The depth of research also ensured that the collection pays attention to the smaller details, with specifics such as penny collars and tie bar shirts, that were prevalently worn during this period, were also updated to be included into the latest ‘costume to collection’.
According to Clapton, the benefit of working with the commercially-savvy insight from MR PORTER allowed new light to be shed on menswear trends and how many of today’s classic menswear pieces took inspiration from retrospective styles originating during the 1900s.
In the film, Harris Dickinson’s character, Conrad, looks infinitely sharp in an oiled linen jacket based on an original biking shape from the 1910s with an incorporated utilitarian aesthetic. It is a piece that best demonstrates the adaptation of the film’s costume to the commercial collection available today.

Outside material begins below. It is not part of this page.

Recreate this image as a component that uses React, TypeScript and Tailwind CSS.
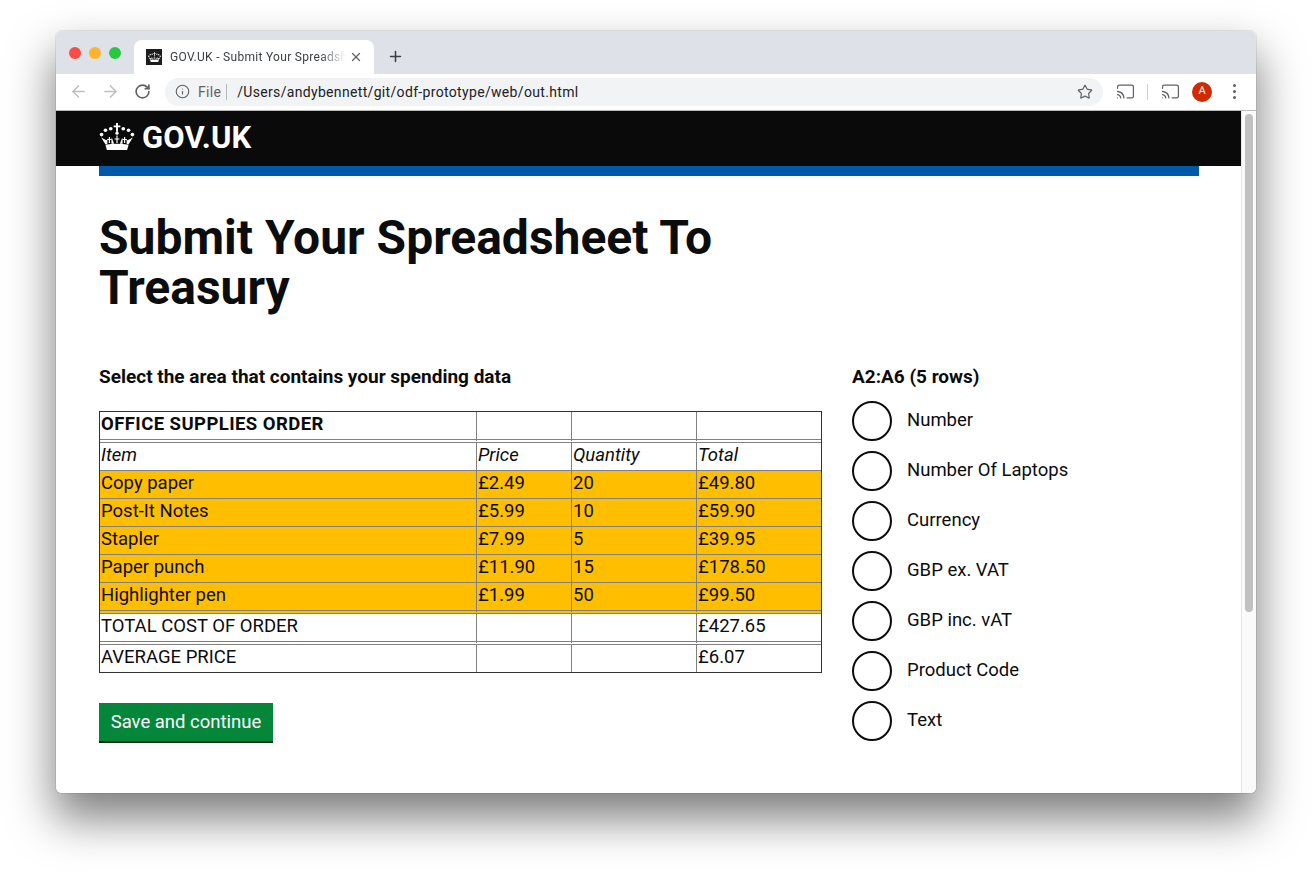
import { ArrowLeft, ArrowRight, Cast, Info, Plus, RotateCw, Star, X } from "lucide-react";

const FONT = "font-['Roboto',sans-serif]";

const rows = [
  { cells: ["OFFICE SUPPLIES ORDER", "", "", ""], row: "font-bold tracking-[0.43px]", cell: "h-[31px] border-b-[4px] border-double" },
  { cells: ["Item", "Price", "Quantity", "Total"], row: "italic", cell: "h-[28px] border-b" },
  { cells: ["Copy paper", "£2.49", "20", "£49.80"], row: "bg-[#ffbf00]", cell: "h-[28px] border-b" },
  { cells: ["Post-It Notes", "£5.99", "10", "£59.90"], row: "bg-[#ffbf00]", cell: "h-[28px] border-b" },
  { cells: ["Stapler", "£7.99", "5", "£39.95"], row: "bg-[#ffbf00]", cell: "h-[28px] border-b" },
  { cells: ["Paper punch", "£11.90", "15", "£178.50"], row: "bg-[#ffbf00]", cell: "h-[28px] border-b" },
  { cells: ["Highlighter pen", "£1.99", "50", "£99.50"], row: "bg-[#ffbf00]", cell: "h-[31px] border-b-[4px] border-double" },
  { cells: ["TOTAL COST OF ORDER", "", "", "£427.65"], row: "", cell: "h-[31px] border-b-[4px] border-double" },
  { cells: ["AVERAGE PRICE", "", "", "£6.07"], row: "", cell: "h-[27px]" },
];

const options = ["Number", "Number Of Laptops", "Currency", "GBP ex. VAT", "GBP inc. vAT", "Product Code", "Text"];

function Crown({ className }: { className: string }) {
  return (
    <svg viewBox="0 0 36 28" className={className} fill="#fff">
      <path d="M17 0h2v2.500h2.500v2H19V9h-2V4.500h-2.500v-2H17z" />
      <circle cx="18" cy="10.500" r="1.700" />
      <circle cx="2" cy="12" r="1.900" />
      <circle cx="6" cy="7.500" r="1.900" />
      <circle cx="11.500" cy="6" r="1.900" />
      <circle cx="24.500" cy="6" r="1.900" />
      <circle cx="30" cy="7.500" r="1.900" />
      <circle cx="34" cy="12" r="1.900" />
      <path d="M9.500 14.500h1.200v2h1.800v1.200h-1.800v3h-1.200v-3H7.700v-1.200h1.800zM17.400 13h1.200v3h1.900v1.200h-1.900v3.500h-1.200v-3.500h-1.900V16h1.900zM25.300 14.500h1.200v2h1.800v1.200h-1.800v3h-1.200v-3h-1.800v-1.200h1.800z" />
      <path d="M1.500 15 6 22h2v-5l-1 .8zM34.500 15 30 22h-2v-5l1 .8zM12.500 15l2.500 6.500h-2.800v-2.500zM23.500 15 21 21.500h2.800V19z" />
      <path d="M6 22.500c7.500-1.300 16.500-1.300 24 0l-1.500 5.500h-21z" />
    </svg>
  );
}

function CastIcon() {
  return <Cast size={19} strokeWidth={1.600} className="text-[#5f6368]" />;
}

function Tabs() {
  return (
    <div className="flex h-[43px] items-end bg-[#dee1e7] pl-[13px]">
      <div className="flex h-[34px] items-center gap-2 self-center">
        <span className="h-3 w-3 rounded-full bg-[#fc4c48]" />
        <span className="h-3 w-3 rounded-full bg-[#fdb52c]" />
        <span className="h-3 w-3 rounded-full bg-[#29c93f]" />
      </div>
      <div className="ml-[13px] flex h-[34px] w-[240px] items-center rounded-t-lg bg-white pl-[12px] pr-[11px]">
        <span className="flex h-4 w-4 shrink-0 items-center justify-center bg-[#1d1d1d]">
          <Crown className="h-[10px] w-[13px]" />
        </span>
        <span className="ml-2 w-[176px] overflow-hidden whitespace-nowrap text-[12px] tracking-[0.3px] text-[#3c4043] [mask-image:linear-gradient(to_right,black_85%,transparent)]">
          GOV.UK - Submit Your Spreadsheet
        </span>
        <X size={14} strokeWidth={2.200} className="ml-auto text-[#5f6368]" />
      </div>
      <Plus size={17} strokeWidth={2.200} className="mb-[9px] ml-[13px] text-[#3c4043]" />
    </div>
  );
}

function Toolbar() {
  return (
    <div className="flex h-[37px] items-center border-b border-[#b9b9b9] bg-white pb-px pl-[13px]">
      <ArrowLeft size={19} strokeWidth={2} className="text-[#bcbfc4]" />
      <ArrowRight size={19} strokeWidth={2} className="ml-[13px] text-[#bcbfc4]" />
      <RotateCw size={17} strokeWidth={2.400} className="ml-[14px] text-[#5f6368]" />
      <div className="ml-[14px] flex h-[28px] w-[938px] items-center rounded-full bg-[#f1f3f4] pl-[10px] pr-[10px]">
        <Info size={15} strokeWidth={1.800} className="text-[#5f6368]" />
        <span className="ml-[8px] pt-px text-[14px] tracking-[0.3px] text-[#5f6368]">File</span>
        <span className="ml-[5px] h-[16px] w-px bg-[#b6b9bd]" />
        <span className="ml-[10px] pt-px text-[14px] tracking-[0.33px] text-[#202124]">/Users/andybennett/git/odf-prototype/web/out.html</span>
        <Star size={16} strokeWidth={1.800} className="ml-auto text-[#5f6368]" />
      </div>
      <div className="ml-[13px]"><CastIcon /></div>
      <span className="ml-[12px] h-[16px] w-px bg-[#d0d2d5]" />
      <div className="ml-[13px]"><CastIcon /></div>
      <span className="ml-[12px] flex h-5 w-5 items-center justify-center rounded-full bg-[#cf2a00] text-[11px] text-white">A</span>
      <div className="ml-[21px] flex flex-col gap-[3px]">
        <span className="h-[3px] w-[3px] rounded-full bg-[#5f6368]" />
        <span className="h-[3px] w-[3px] rounded-full bg-[#5f6368]" />
        <span className="h-[3px] w-[3px] rounded-full bg-[#5f6368]" />
      </div>
    </div>
  );
}

function SheetTable() {
  return (
    <table className="mt-[22px] w-[723px] table-fixed border-separate border-spacing-0 border border-[#333] text-[18.500px] leading-[22px] text-[#0b0c0c]">
      <colgroup>
        <col className="w-[376px]" />
        <col className="w-[95px]" />
        <col className="w-[125px]" />
        <col className="w-[125px]" />
      </colgroup>
      <tbody>
        {rows.map((r, i) => (
          <tr key={i} className={r.row}>
            {r.cells.map((c, j) => (
              <td key={j} className={`${r.cell} border-l border-[#808080] px-px pt-0 pb-[4px] align-middle first:border-l-0`}>
                {c}
              </td>
            ))}
          </tr>
        ))}
      </tbody>
    </table>
  );
}

export default function App() {
  return (
    <div className={`h-[873px] w-[1312px] overflow-hidden bg-white pl-[56px] pt-[31px] ${FONT}`}>
      <div className="flex h-[762px] w-[1200px] flex-col overflow-hidden rounded-[6px] shadow-[0_24px_45px_2px_rgba(0,0,0,0.5),0_0_0_1px_rgba(0,0,0,0.08)]">
        <Tabs />
        <Toolbar />
        <div className="flex min-h-0 flex-1 bg-white">
          <div className="min-w-0 flex-1">
            <div className="h-[55px] bg-[#0a0a0a] pl-[43px]">
              <div className="flex h-full items-center gap-[7px] pb-[2px]">
                <Crown className="mb-[2px] h-[27px] w-[36px]" />
                <span className="text-[31px] leading-none font-bold tracking-[0.2px] text-white">GOV.UK</span>
              </div>
            </div>
            <div className="ml-[43px] mr-[42px] h-[10px] bg-[#0059a8]" />
            <div className="px-[43px] pt-[37px]">
              <h1 className="w-[700px] text-[48px] leading-[50px] font-bold text-[#0b0c0c]">Submit Your Spreadsheet To Treasury</h1>
              <div className="mt-[51px] flex">
                <div className="w-[753px]">
                  <p className="text-[19px] leading-[25px] font-bold text-[#0b0c0c]">Select the area that contains your spending data</p>
                  <SheetTable />
                  <button className="mt-[30px] block h-[40px] w-[174px] border-b-2 border-[#002d18] bg-[#04873a] pt-px text-[18.500px] text-white">Save and continue</button>
                </div>
                <div>
                  <p className="text-[19px] leading-[25px] font-bold text-[#0b0c0c]">A2:A6 (5 rows)</p>
                  <div className="mt-[12px] flex flex-col gap-[10px]">
                    {options.map((o) => (
                      <label key={o} className="flex items-center gap-[15px]">
                        <span className="h-10 w-10 rounded-full border-2 border-[#0b0c0c]" />
                        <span className="text-[18.500px] text-[#0b0c0c]">{o}</span>
                      </label>
                    ))}
                  </div>
                </div>
              </div>
            </div>
          </div>
          <div className="w-[15px] border-l border-[#e6e6e6] bg-[#fafafa] px-[3px] pt-[3px]">
            <div className="h-[498px] rounded-full bg-[#c1c1c1]" />
          </div>
        </div>
      </div>
    </div>
  );
}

“In addition to replicating the jacket in green for the collection, we also interpreted the piece into a leather jacket. Leather jackets are an everyday staple in a man’s wardrobe and this style, even with its historical homage, is something that is as relevant today as it would have been back then,” says Clapton.
From a retail point of view it appears that the Kingsman collection has successfully managed to deliver crossover appeal to the film’s fans and established luxury brands that would benefit from the aesthetic created.
“What was so unique about Matthew Vaughn’s vision for Kingsman was that he wanted to specifically partner with leading and time-honored British brands that are masters in their field,” explains Kershaw. “Many of the brands were rooted in bespoke and made-to-measure menswear that make-up the very best of Savile Row, so with the support of MR PORTER, we were able to deliver commercially-viable, ready-to-wear collections from brands such as George Cleverley shoes and Turnbull & Asser shirting, in order to create easy-to-access pieces that helped elevate the tailoring centerpiece of the collection.”
According to Kershaw, with each film release the e-com site witnesses a notable bump in sales for its mainline continuity range, in addition to the showpiece film-specific collections. “What we have seen is that the brand transcends merely resonating with the film’s fans, but also does continuously with our luxury customers,” he says.
When it comes to a lasting legacy, Vaughn’s enjoyable trilogy may never be considered up there with the likes of The Godfather or Indiana Jones, but it certainly will have left its mark in the style stakes.